Since there’s so much we don’t know about the facts and about the economics of this situation, I can only offer you my best guess and sincere thoughts on this question.

List of projects for SPLOST 2020
See the rest of the SPLOST 2020 project list here!

It seems likely that raising property taxes to 19.31 mils (!!!) would cause the rich in Athens to pay much more than it would the poor, even as a percentage of income. Since this is the definition of “progressive,” I’m forced to say that, by definition, property taxes seem to be the more progressive of the two options. But this isn’t what most people mean when they say they want a “progressive” tax. I feel that what most people mean is that they want a tax that hurts poor residents less than the alternative while still raising the same amount of money in total.

If we use this definition of progressive instead, then I feel that sales taxes may indeed be the more progressive option here in Athens. This is because that while high property taxes can force rich Athenians to pay up, they let the many rich visitors we have off the hook completely. Since we spend taxpayer resources on police during (and on clean-up crews after) football games, and to repair our damaged roadways after the visiting SUVs are all gone, it’s only fair to ask these visitors to chip in to government revenues.

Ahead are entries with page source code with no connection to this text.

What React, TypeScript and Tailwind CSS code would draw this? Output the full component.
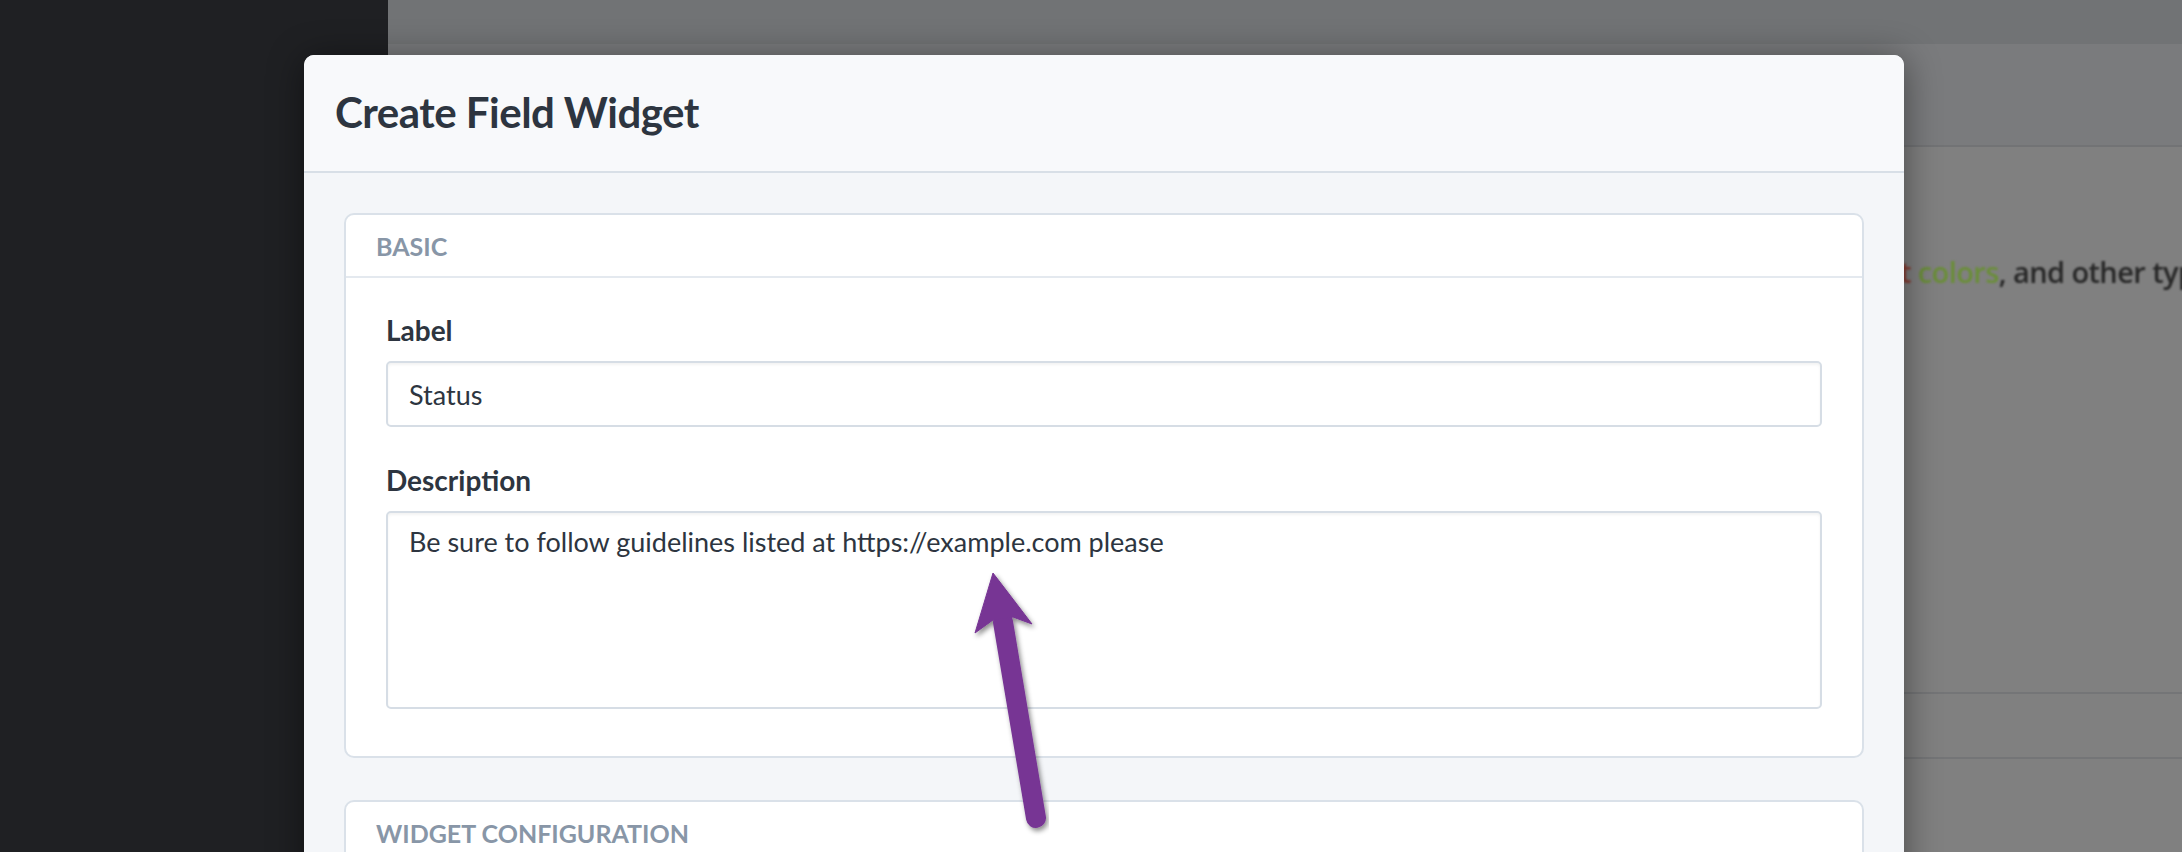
import React from 'react';

/* ---------------- 背景页面（被遮罩压暗） ---------------- */
function BackdropPage() {
  return (
    <div className="flex h-[852px] w-[2182px]">
      <aside className="w-[388px] shrink-0 bg-[#1f2023]" />
      <main className="flex flex-1 flex-col bg-[#808080]">
        <div className="h-[44px] bg-[#717375]" />
        <div className="h-[103px] border-b-2 border-[#727375] bg-[#7a7b7d]" />
        <div className="flex h-[545px] flex-col pt-[106px]">
          <p className="whitespace-nowrap pl-[1512px] font-['Open_Sans',sans-serif] text-[29px] font-semibold leading-[38px] tracking-[-0.6px] text-[#262626] blur-[0.8px]">
            <span className="text-[#8a3a30]">t</span> <span className="text-[#6a8e38]">colors</span>, and other types of formatting
          </p>
        </div>
        <div className="h-[65px] border-t-2 border-[#747577]" />
        <div className="border-t-2 border-[#747577]" />
      </main>
    </div>
  );
}

function Field({ label, children }: { label: string; children: React.ReactNode }) {
  return (
    <div className="flex flex-col">
      <label className="mb-[13px] text-[28px] font-bold leading-[36px] text-[#2d3540]">{label}</label>
      {children}
    </div>
  );
}

function Card({ title, children }: { title: string; children?: React.ReactNode }) {
  return (
    <section className="rounded-[10px] border-2 border-[#dae1e9] bg-white">
      <div className="flex h-[63px] items-center border-b-2 border-[#e4e9ef] pl-[30px] pt-[2px]">
        <h2 className="text-[25px] font-bold uppercase leading-none text-[#8896a7]">{title}</h2>
      </div>
      {children}
    </section>
  );
}

/* ---------------- 弹窗 ---------------- */
function CreateFieldModal() {
  return (
    <div className="absolute left-[304px] top-[55px] h-[830px] w-[1600px] overflow-hidden rounded-t-[10px] bg-[#f4f6f9] shadow-[0_4px_36px_rgba(0,0,0,0.45)]">
      <div className="flex h-[118px] items-center border-b-2 border-[#d8dfe7] bg-[#f8f9fb] pb-[3px] pl-[31px]">
        <h1 className="text-[42px] font-bold leading-none tracking-[-0.5px] text-[#2d3540]">Create Field Widget</h1>
      </div>
      <div className="flex flex-col gap-[42px] px-10 pt-10">
        <Card title="Basic">
          <div className="flex flex-col gap-[35px] px-10 pb-[47px] pt-[34px]">
            <Field label="Label">
              <input
                readOnly
                value="Status"
                className="h-[66px] rounded-[5px] border-2 border-[#d6dde5] bg-white pl-[21px] text-[27px] text-[#2d3540] shadow-[inset_0_2px_3px_rgba(0,0,0,0.05)] outline-none"
              />
            </Field>
            <Field label="Description">
              <textarea
                readOnly
                value="Be sure to follow guidelines listed at https://example.com please"
                className="h-[198px] resize-none rounded-[5px] border-2 border-[#d6dde5] bg-white px-[21px] pb-3 pt-[11px] text-[27px] leading-[36px] text-[#2d3540] shadow-[inset_0_2px_3px_rgba(0,0,0,0.05)] outline-none"
              />
            </Field>
          </div>
        </Card>
        <Card title="Widget Configuration" />
      </div>
    </div>
  );
}

/* ---------------- 标注箭头 ---------------- */
function AnnotationArrow() {
  return (
    <svg
      className="pointer-events-none absolute left-0 top-0"
      width="2182"
      height="852"
      viewBox="0 0 2182 852"
    >
      <defs>
        <filter id="arrowShadow" x="-20%" y="-20%" width="140%" height="140%">
          <feDropShadow dx="2" dy="3" stdDeviation="2.5" floodColor="#000" floodOpacity="0.45" />
        </filter>
      </defs>
      <g filter="url(#arrowShadow)" fill="#773594" stroke="#773594">
        <line x1="1003" y1="622" x2="1036" y2="818" strokeWidth="20" strokeLinecap="round" />
        <polygon points="993,573 1032,624 1013,617 993,620 975,633" strokeWidth="1" strokeLinejoin="round" />
      </g>
    </svg>
  );
}

export default function App() {
  return (
    <div className="relative h-[852px] w-[2182px] overflow-hidden font-['Lato',sans-serif]">
      <BackdropPage />
      <CreateFieldModal />
      <AnnotationArrow />
    </div>
  );
}
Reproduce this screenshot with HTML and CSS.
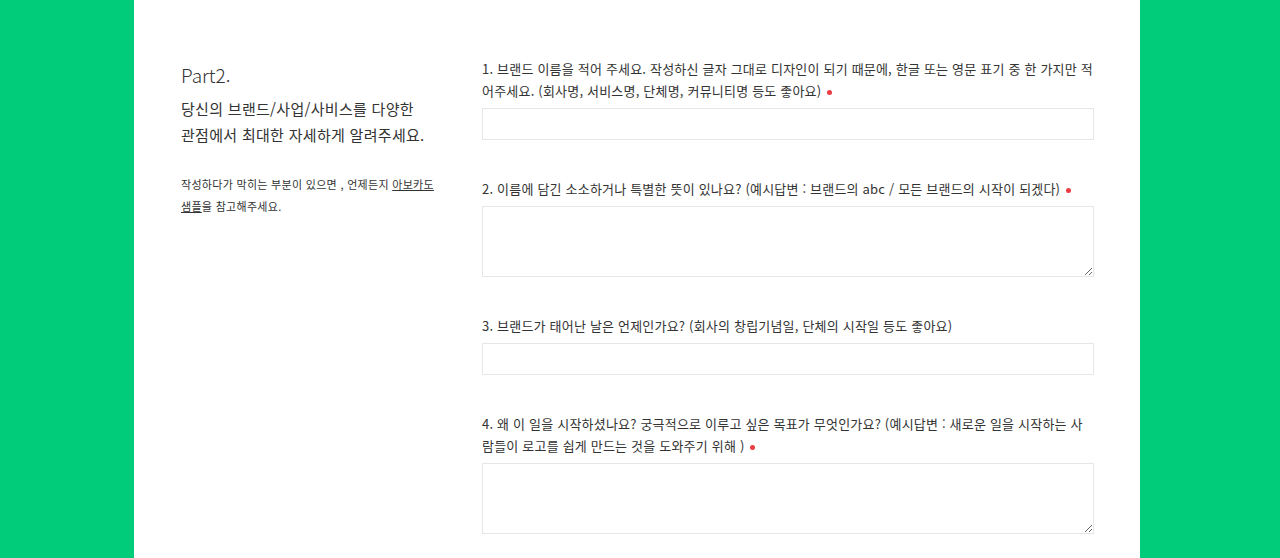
FILE: index.html
```html
<!DOCTYPE html>
<html lang="ko">
<head>
<meta charset="utf-8">
<title>Part2</title>
<link rel="stylesheet" href="styles.css">
</head>
<body>
<main class="panel">
  <aside class="intro">
    <h2 class="part-title">Part2.</h2>
    <p class="part-lead">당신의 브랜드/사업/사비스를 다양한<br>관점에서 최대한 자세하게 알려주세요.</p>
    <p class="part-note">작성하다가 막히는 부분이 있으면 , 언제든지 <a href="#" class="note-link">아보카도 샘플</a>을 참고해주세요.</p>
  </aside>
  <form class="questions">
    <div class="field">
      <label class="q-label">1. 브랜드 이름을 적어 주세요. 작성하신 글자 그대로 디자인이 되기 때문에, 한글 또는 영문 표기 중 한 가지만 적어주세요. (회사명, 서비스명, 단체명, 커뮤니티명 등도 좋아요) <span class="req"></span></label>
      <input class="q-input" type="text">
    </div>
    <div class="field">
      <label class="q-label">2. 이름에 담긴 소소하거나 특별한 뜻이 있나요? (예시답변 : 브랜드의 abc / 모든 브랜드의 시작이 되겠다) <span class="req"></span></label>
      <textarea class="q-area"></textarea>
    </div>
    <div class="field">
      <label class="q-label">3. 브랜드가 태어난 날은 언제인가요? (회사의 창립기념일, 단체의 시작일 등도 좋아요)</label>
      <input class="q-input" type="text">
    </div>
    <div class="field">
      <label class="q-label">4. 왜 이 일을 시작하셨나요? 궁극적으로 이루고 싶은 목표가 무엇인가요? (예시답변 : 새로운 일을 시작하는 사람들이 로고를 쉽게 만드는 것을 도와주기 위해 ) <span class="req"></span></label>
      <textarea class="q-area"></textarea>
    </div>
  </form>
</main>
</body>
</html>
```

FILE: styles.css
```css
html, body {
  margin: 0;
  padding: 0;
}
body {
  background: #00cc7a;
  font-family: "Noto Sans CJK KR", "Noto Sans", sans-serif;
  color: #333333;
  height: 558px;
  overflow: hidden;
}
.panel {
  margin-left: 134px;
  width: 1006px;
  min-height: 558px;
  background: #ffffff;
  display: flex;
  box-sizing: border-box;
  padding: 58px 46px 0 47px;
}
.intro {
  width: 254px;
  margin-right: 47px;
  flex-shrink: 0;
}
.part-title {
  margin: 4px 0 0;
  font-size: 19px;
  font-weight: 300;
  line-height: 26px;
  color: #333;
}
.part-lead {
  margin: 8px 0 0;
  font-size: 15px;
  line-height: 26px;
  letter-spacing: 0.3px;
  color: #333;
}
.part-note {
  margin: 25px 0 0;
  font-size: 11px;
  line-height: 22px;
  letter-spacing: 0.3px;
  color: #333;
}
.note-link {
  color: #333;
  text-decoration: underline;
}
.questions {
  width: 612px;
  display: flex;
  flex-direction: column;
  gap: 38px;
}
.field {
  display: flex;
  flex-direction: column;
}
.q-label {
  font-size: 13px;
  line-height: 22px;
  letter-spacing: 0.2px;
  margin-bottom: 6px;
  color: #333;
}
.req {
  display: inline-block;
  width: 5px;
  height: 5px;
  border-radius: 50%;
  background: #ea3c43;
  vertical-align: middle;
  margin-left: 2px;
}
.q-input, .q-area {
  box-sizing: border-box;
  width: 612px;
  border: 1px solid #e6e6e6;
  background: #fff;
  margin: 0;
  font: inherit;
}
.q-input {
  height: 32px;
}
.q-area {
  height: 71px;
  resize: vertical;
}
```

Sales taxes are the best way to do that. It seems likely to me that sales taxes hurt both poor and rich Athenians less than would an equivalent level of property taxes.

Conclusion

If you reject all taxation, or if you just don’t like the project list, then by all means vote no on SPLOST. But if you’re planning on voting no because of concerns about regressive taxation, I’d recommend thinking twice on it. I don’t think you’re wrong that SPLOST is in fact regressive; it is. But what’s our other option for raising money? If we refuse to make use of SPLOST for this reason, it seems that we should also refuse to make use of property taxes. This kind of thinking would leave our government starved for resources and unable to confront the many challenges our community faces. Personally, I don’t think that would be very progressive.